そんな全く解決にならない理由で地球を訪れたタコは我が目を疑った。かつての地球人は夢と希望にあふれ、人々は互いに信じ合い、尊敬し合い、相和し、相睦み、それはそれはほんにステキな星じゃった。それが今や冒頭で説明したような有様。タコはゴックン、ピーン!ときた。これはバグの仕業に他ならない。バグが地球の近くに来ているのだ! これ以上地球が悪くないうちにバグを倒し、地球人の夢を取り戻さなくては! その頃偶然、隠居生活を送り、ムーン旅行に出かけていたビックバイパーが小惑星近辺で地球人の夢をメイン料理にし、いただきますをしているバグを発見した。
タコは立ち上がった。

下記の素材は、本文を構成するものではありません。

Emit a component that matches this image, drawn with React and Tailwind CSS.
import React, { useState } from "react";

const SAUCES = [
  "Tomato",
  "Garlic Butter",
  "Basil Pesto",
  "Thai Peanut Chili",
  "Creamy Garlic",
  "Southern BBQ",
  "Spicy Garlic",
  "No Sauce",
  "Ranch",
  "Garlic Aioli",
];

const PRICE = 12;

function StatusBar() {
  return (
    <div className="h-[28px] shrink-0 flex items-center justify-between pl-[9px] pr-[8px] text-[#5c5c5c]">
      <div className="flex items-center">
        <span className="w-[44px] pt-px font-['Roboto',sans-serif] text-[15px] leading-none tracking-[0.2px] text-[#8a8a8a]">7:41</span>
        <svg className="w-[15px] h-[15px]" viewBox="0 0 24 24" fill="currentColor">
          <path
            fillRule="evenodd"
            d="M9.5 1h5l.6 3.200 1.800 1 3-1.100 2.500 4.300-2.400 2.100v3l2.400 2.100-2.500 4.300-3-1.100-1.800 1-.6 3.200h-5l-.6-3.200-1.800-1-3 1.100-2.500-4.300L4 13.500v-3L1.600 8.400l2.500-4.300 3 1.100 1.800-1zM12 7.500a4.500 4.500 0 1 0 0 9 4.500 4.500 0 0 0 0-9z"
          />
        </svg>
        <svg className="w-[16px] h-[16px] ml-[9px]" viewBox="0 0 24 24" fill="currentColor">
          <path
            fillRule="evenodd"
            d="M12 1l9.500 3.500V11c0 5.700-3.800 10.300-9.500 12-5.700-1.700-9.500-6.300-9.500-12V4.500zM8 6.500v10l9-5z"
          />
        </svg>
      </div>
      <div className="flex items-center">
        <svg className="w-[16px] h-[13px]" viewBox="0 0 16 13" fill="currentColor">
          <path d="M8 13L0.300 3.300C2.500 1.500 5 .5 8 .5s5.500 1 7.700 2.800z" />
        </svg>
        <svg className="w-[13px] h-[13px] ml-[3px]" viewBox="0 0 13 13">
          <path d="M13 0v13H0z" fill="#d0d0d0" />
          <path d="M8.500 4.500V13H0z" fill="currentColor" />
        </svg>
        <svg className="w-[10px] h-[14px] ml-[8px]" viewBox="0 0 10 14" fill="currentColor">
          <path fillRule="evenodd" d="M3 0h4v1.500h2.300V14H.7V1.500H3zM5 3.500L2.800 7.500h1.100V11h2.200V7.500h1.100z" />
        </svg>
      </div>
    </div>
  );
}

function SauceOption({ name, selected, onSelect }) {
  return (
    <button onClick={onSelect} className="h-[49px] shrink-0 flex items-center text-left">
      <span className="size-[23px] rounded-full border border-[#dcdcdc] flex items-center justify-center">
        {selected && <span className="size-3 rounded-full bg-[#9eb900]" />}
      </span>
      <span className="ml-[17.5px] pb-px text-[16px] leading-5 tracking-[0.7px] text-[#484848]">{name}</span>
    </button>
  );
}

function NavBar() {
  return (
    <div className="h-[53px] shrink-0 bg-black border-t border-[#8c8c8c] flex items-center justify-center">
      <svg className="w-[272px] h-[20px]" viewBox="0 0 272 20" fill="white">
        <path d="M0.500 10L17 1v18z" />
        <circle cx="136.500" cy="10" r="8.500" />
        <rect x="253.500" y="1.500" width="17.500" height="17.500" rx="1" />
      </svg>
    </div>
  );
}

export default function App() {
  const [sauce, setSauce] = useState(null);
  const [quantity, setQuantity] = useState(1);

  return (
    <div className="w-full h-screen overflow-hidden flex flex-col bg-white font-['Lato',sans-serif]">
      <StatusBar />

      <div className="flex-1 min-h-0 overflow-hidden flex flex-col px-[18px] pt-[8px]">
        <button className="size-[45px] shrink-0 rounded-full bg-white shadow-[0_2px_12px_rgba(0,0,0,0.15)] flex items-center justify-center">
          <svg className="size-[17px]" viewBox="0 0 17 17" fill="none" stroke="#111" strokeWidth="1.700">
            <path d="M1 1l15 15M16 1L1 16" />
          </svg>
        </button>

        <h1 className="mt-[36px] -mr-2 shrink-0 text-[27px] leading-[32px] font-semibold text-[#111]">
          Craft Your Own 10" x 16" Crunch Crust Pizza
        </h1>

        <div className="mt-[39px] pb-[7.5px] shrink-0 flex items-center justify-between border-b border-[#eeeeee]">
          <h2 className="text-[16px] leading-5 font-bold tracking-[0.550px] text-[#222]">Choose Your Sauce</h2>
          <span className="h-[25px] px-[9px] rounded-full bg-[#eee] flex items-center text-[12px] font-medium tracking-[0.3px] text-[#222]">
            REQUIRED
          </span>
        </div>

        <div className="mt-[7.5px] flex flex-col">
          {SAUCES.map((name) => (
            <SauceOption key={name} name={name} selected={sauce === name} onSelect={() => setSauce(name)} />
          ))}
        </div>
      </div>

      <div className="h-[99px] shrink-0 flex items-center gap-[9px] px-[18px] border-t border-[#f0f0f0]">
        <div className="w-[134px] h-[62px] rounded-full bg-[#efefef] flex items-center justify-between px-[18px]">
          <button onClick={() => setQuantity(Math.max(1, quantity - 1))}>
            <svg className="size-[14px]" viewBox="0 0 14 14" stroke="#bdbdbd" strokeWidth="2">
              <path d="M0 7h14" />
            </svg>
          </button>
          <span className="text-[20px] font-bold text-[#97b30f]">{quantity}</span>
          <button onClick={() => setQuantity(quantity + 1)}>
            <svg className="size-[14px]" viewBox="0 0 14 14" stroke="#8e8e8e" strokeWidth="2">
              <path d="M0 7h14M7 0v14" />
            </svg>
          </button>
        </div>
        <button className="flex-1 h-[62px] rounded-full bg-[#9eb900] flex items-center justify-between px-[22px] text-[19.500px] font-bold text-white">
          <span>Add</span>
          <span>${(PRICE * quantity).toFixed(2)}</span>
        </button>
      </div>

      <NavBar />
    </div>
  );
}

タコも立つのだ。8本足だから力強い。そして、いきなりこじつけのような形で登場したビックバイパーと、強引ともいえる人選により、ペンギン、ゴエモン、ポポロンをパイプ?葉巻?たばこ?いや、パートナーとし、小惑星帯に向けて旅立ったのだ。彼らの行く手には、いかなる運命が待ちかまえているのか。
そりゃあんた、やってみな分からんわな。
『パロディウス ~タコは地球を救う~』のスクリーンショット






『パロディウス ~タコは地球を救う~』の魅力

一回こっきりの単発ネタと思われた『パロディウス』が、まさか本家グラディウスのシリーズ終了後にアーケードに移植され、さらにはシリーズ化されるとは1988年代のMSXユーザーの誰もが予想しなかったことでしょう。それくらい、発売当時の『パロディウス』はぶっとんだ作品でした。

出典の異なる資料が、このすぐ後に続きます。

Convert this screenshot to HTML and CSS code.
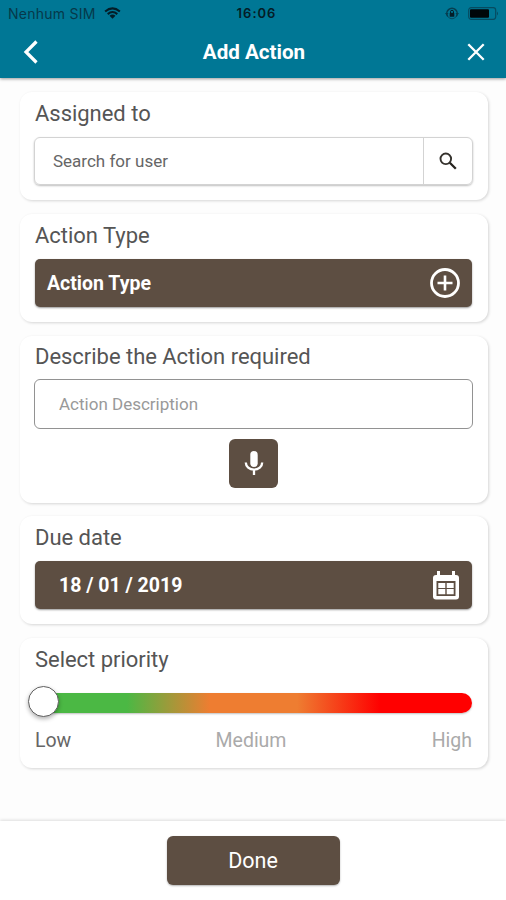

敵の爆発アニメーションが「ひでぶっ!」になるなんて、中学生や高校生のプログラマが作ったおふざけ同人シューティングレベルです。しかも、ステージの途中には巨大で変顔をしたモアイが、口からイオンリングではなく、鼻から大量のハナクソを噴き出してくる。正気とは思えません。中学生や高校生のプログラマが作った同人シューティングならこのあたりでネタ切れで終わるのですが、本作はそんなビジュアルインパクト大なネタと、大胆なアイデアのステージギミックと、結構遊べる絶妙な難易度でずーっと続きます。それが『パロディウス ~タコは地球を救う~』というゲームです。
シューティングゲームのステージボスとジャンケン勝負。「負け」ならステージの最初に戻される。「あいこ」なら普通に戦いが始まる。「勝ち」ならボスが自爆する。

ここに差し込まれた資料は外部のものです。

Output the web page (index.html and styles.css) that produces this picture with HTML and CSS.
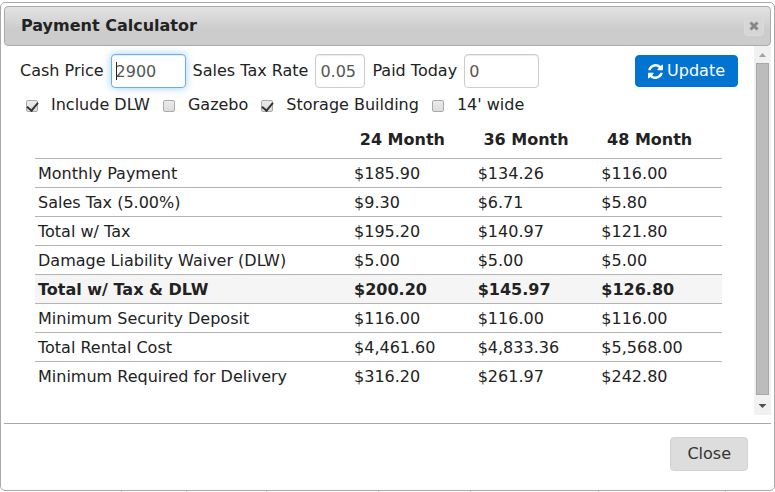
FILE: index.html
```html
<!DOCTYPE html>
<html lang="en">

<head>
    <meta charset="UTF-8">
    <title>Payment Calculator</title>
    <link rel="stylesheet" href="styles.css">
</head>

<body>

    <div class="dialog" role="dialog" aria-labelledby="dialog-title">
        <header class="titlebar">
            <h1 id="dialog-title">Payment Calculator</h1>
            <button type="button" class="titlebar-close" aria-label="Close dialog">
                <svg width="10" height="10" viewBox="0 0 10 10">
                    <path d="M1.500 1.500L8.500 8.500M8.500 1.500L1.500 8.500" stroke="#888" stroke-width="3" />
                </svg>
            </button>
        </header>

        <div class="content">
            <form class="calculator">
                <div class="fields">
                    <label for="price">Cash Price</label>
                    <input type="text" id="price" class="focused" value="2900">
                    <label for="rate">Sales Tax Rate</label>
                    <input type="text" id="rate" class="short" value="0.05">
                    <label for="paid">Paid Today</label>
                    <input type="text" id="paid" value="0">
                    <button type="button" class="update">
                        <svg width="15" height="15" viewBox="0 0 1536 1536" fill="#fff">
                            <path d="M1511 928q0 5-1 7-64 268-268 434.500T764 1536q-146 0-282.500-55T238 1324l-129 129q-19 19-45 19t-45-19-19-45V960q0-26 19-45t45-19h448q26 0 45 19t19 45-19 45l-137 137q71 66 161 102t187 36q134 0 250-65t186-179q11-17 53-117 8-23 30-23h192q13 0 22.500 9.500t9.500 22.500zm25-800v448q0 26-19 45t-45 19h-448q-26 0-45-19t-19-45 19-45l138-138Q969 256 768 256q-134 0-250 65T332 500q-11 17-53 117-8 23-30 23H50q-13 0-22.500-9.500T18 608v-7q65-268 270-434.500T768 0q146 0 284 55.500T1297 212l130-129q19-19 45-19t45 19 19 45z" />
                        </svg>
                        Update
                    </button>
                </div>

                <div class="options">
                    <input type="checkbox" id="dlw" checked>
                    <label for="dlw">Include DLW</label>
                    <input type="checkbox" id="gazebo">
                    <label for="gazebo">Gazebo</label>
                    <input type="checkbox" id="storage" checked>
                    <label for="storage">Storage Building</label>
                    <input type="checkbox" id="wide">
                    <label for="wide">14' wide</label>
                </div>

                <table>
                    <thead>
                        <tr>
                            <td></td>
                            <th>24 Month</th>
                            <th>36 Month</th>
                            <th>48 Month</th>
                        </tr>
                    </thead>
                    <tbody>
                        <tr>
                            <td>Monthly Payment</td>
                            <td>$185.90</td>
                            <td>$134.26</td>
                            <td>$116.00</td>
                        </tr>
                        <tr>
                            <td>Sales Tax (5.00%)</td>
                            <td>$9.30</td>
                            <td>$6.71</td>
                            <td>$5.80</td>
                        </tr>
                        <tr>
                            <td>Total w/ Tax</td>
                            <td>$195.20</td>
                            <td>$140.97</td>
                            <td>$121.80</td>
                        </tr>
                        <tr>
                            <td>Damage Liability Waiver (DLW)</td>
                            <td>$5.00</td>
                            <td>$5.00</td>
                            <td>$5.00</td>
                        </tr>
                        <tr class="total">
                            <td>Total w/ Tax &amp; DLW</td>
                            <td>$200.20</td>
                            <td>$145.97</td>
                            <td>$126.80</td>
                        </tr>
                        <tr>
                            <td>Minimum Security Deposit</td>
                            <td>$116.00</td>
                            <td>$116.00</td>
                            <td>$116.00</td>
                        </tr>
                        <tr>
                            <td>Total Rental Cost</td>
                            <td>$4,461.60</td>
                            <td>$4,833.36</td>
                            <td>$5,568.00</td>
                        </tr>
                        <tr>
                            <td>Minimum Required for Delivery</td>
                            <td>$316.20</td>
                            <td>$261.97</td>
                            <td>$242.80</td>
                        </tr>
                    </tbody>
                </table>
            </form>

            <div class="scrollbar" aria-hidden="true">
                <svg width="17" height="17" viewBox="0 0 17 17" fill="#a3a3a3">
                    <path d="M5 11L8.500 7L12 11Z" />
                </svg>
                <div class="thumb"></div>
                <svg width="17" height="20" viewBox="0 0 17 20" fill="#505050">
                    <path d="M4.500 9L8.500 13L12.500 9Z" />
                </svg>
            </div>
        </div>

        <footer class="buttons">
            <button type="button" class="close">Close</button>
        </footer>
    </div>

    <!-- top edge of the grid behind the dialog -->
    <div class="behind" aria-hidden="true">
        <span></span><span></span><span></span><span></span><span></span><span></span><span></span>
    </div>

</body>

</html>
```

FILE: styles.css
```css
* {
    box-sizing: border-box;
}

body {
    margin: 0;
    padding-top: 2px;
    background-color: white;
    color: #222;
    font-family: "DejaVu Sans", Verdana, sans-serif;
    font-size: 16px;
    line-height: 22px;
}

button,
input {
    font: inherit;
}

.dialog {
    padding: 3px;
    border: 1px solid #aaa;
    border-radius: 5px;
    background-color: white;
}

.titlebar {
    display: flex;
    align-items: center;
    justify-content: space-between;
    height: 40px;
    padding: 0 6px 0 16px;
    border: 1px solid #aaa;
    border-radius: 4px;
    background: linear-gradient(#e3e3e3, #cccccc 60%, #cccccc);
}

h1 {
    margin: 0;
    font-size: 16px;
}

.titlebar-close {
    display: flex;
    align-items: center;
    justify-content: center;
    width: 20px;
    height: 20px;
    padding: 0;
    border: 1px solid #dadada;
    border-radius: 4px;
    background-color: #d6d6d6;
}

.content {
    display: flex;
    min-height: 369px;
}

.calculator {
    flex: 1;
    padding: 8px 16px 0;
}

.fields {
    display: flex;
    align-items: center;
    gap: 7px;
}

.fields input {
    width: 75px;
    height: 34px;
    padding: 4px;
    border: 1px solid #ccc;
    border-radius: 4px;
    color: #555;
    box-shadow: inset 0 1px 1px rgba(0, 0, 0, 0.08);
}

.fields .short {
    width: 50px;
}

/* focus ring and text caret */
.fields .focused {
    border-color: #66afe9;
    outline: none;
    background: linear-gradient(#222, #222) 4px center / 1px 18px no-repeat white;
    box-shadow: inset 0 1px 1px rgba(0, 0, 0, 0.08), 0 0 8px rgba(102, 175, 233, 0.6);
}

.update {
    display: flex;
    align-items: center;
    gap: 4px;
    height: 32px;
    margin-left: auto;
    padding: 0 12px;
    border: 1px solid #0074d0;
    border-radius: 4px;
    background-color: #0074d0;
    color: white;
}

.options {
    display: flex;
    align-items: center;
    padding: 6px 0 5px 6px;
}

.options label {
    margin: 0 13px;
}

.options input {
    appearance: none;
    width: 12px;
    height: 12px;
    margin: 2px 0 0;
    border: 1px solid #aaa;
    border-radius: 2px;
    background: linear-gradient(#ececec, #dcdcdc);
}

/* tick */
.options input:checked::before {
    content: "";
    display: block;
    width: 5px;
    height: 9px;
    margin: -1px 0 0 2px;
    border: solid #333;
    border-width: 0 2px 2px 0;
    transform: rotate(40deg);
}

table {
    width: calc(100% - 31px);
    margin: 0 0 0 15px;
    border-collapse: collapse;
    table-layout: fixed;
}

th,
td {
    width: 18%;
    padding: 4px 3px 2px;
    text-align: left;
}

td:first-child {
    width: 46%;
}

th {
    height: 37px;
    padding-right: 24px;
    text-align: center;
    white-space: nowrap;
}

tbody tr {
    border-top: 1px solid #b4b4b4;
}

.total {
    background-color: #f5f5f5;
    font-weight: bold;
}

.scrollbar {
    display: flex;
    flex-direction: column;
    width: 17px;
    background-color: #f1f1f1;
}

.thumb {
    flex: 1;
    margin: 0 2px;
    border: 1px solid #a8a8a8;
    background-color: #bcbcbc;
}

.buttons {
    display: flex;
    justify-content: flex-end;
    margin-top: 8px;
    padding: 13px 23px 16px;
    border-top: 1px solid #aaa;
}

.close {
    height: 34px;
    padding: 0 16px;
    border: 1px solid #d3d3d3;
    border-radius: 4px;
    background-color: #dddddd;
    color: #333;
}

.behind {
    display: grid;
    grid-template-columns: 122fr 65fr 80fr 112fr 92fr 128fr 127fr 49fr;
    height: 1px;
}

.behind span {
    border-right: 1px solid #ccc;
}
```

ステージの途中にカベがあって行き止まり。どう考えても先に進めない。でも、ステージ上に空いている穴に入ってみると、ステージ下にある穴から出てくることができて先に進める。ループしとんのかい。
思いついても普通はやらないアイデアを、高い技術力で実現し、いい感じのバランスに調整する。パロディが1つのブームになっていた80年代の豊かだったからこそ許される空気がある。シューティングゲームとしての完成度はリメイク版にあたる『パロディウスだ!』のほうが上かもしれないけれども、パロディという免罪符を得たことでグラディウスの「らしさ」から解放された感は本作のほうが上だし、本作ならではの魅力な気がします。
カクカクスクロールのため遊びやすい作品とは言えませんが、時代の空気を味わうのがレトロゲームの嗜みであるならば、本作は他にはない楽しみを与えてくれる一作といえるでしょう。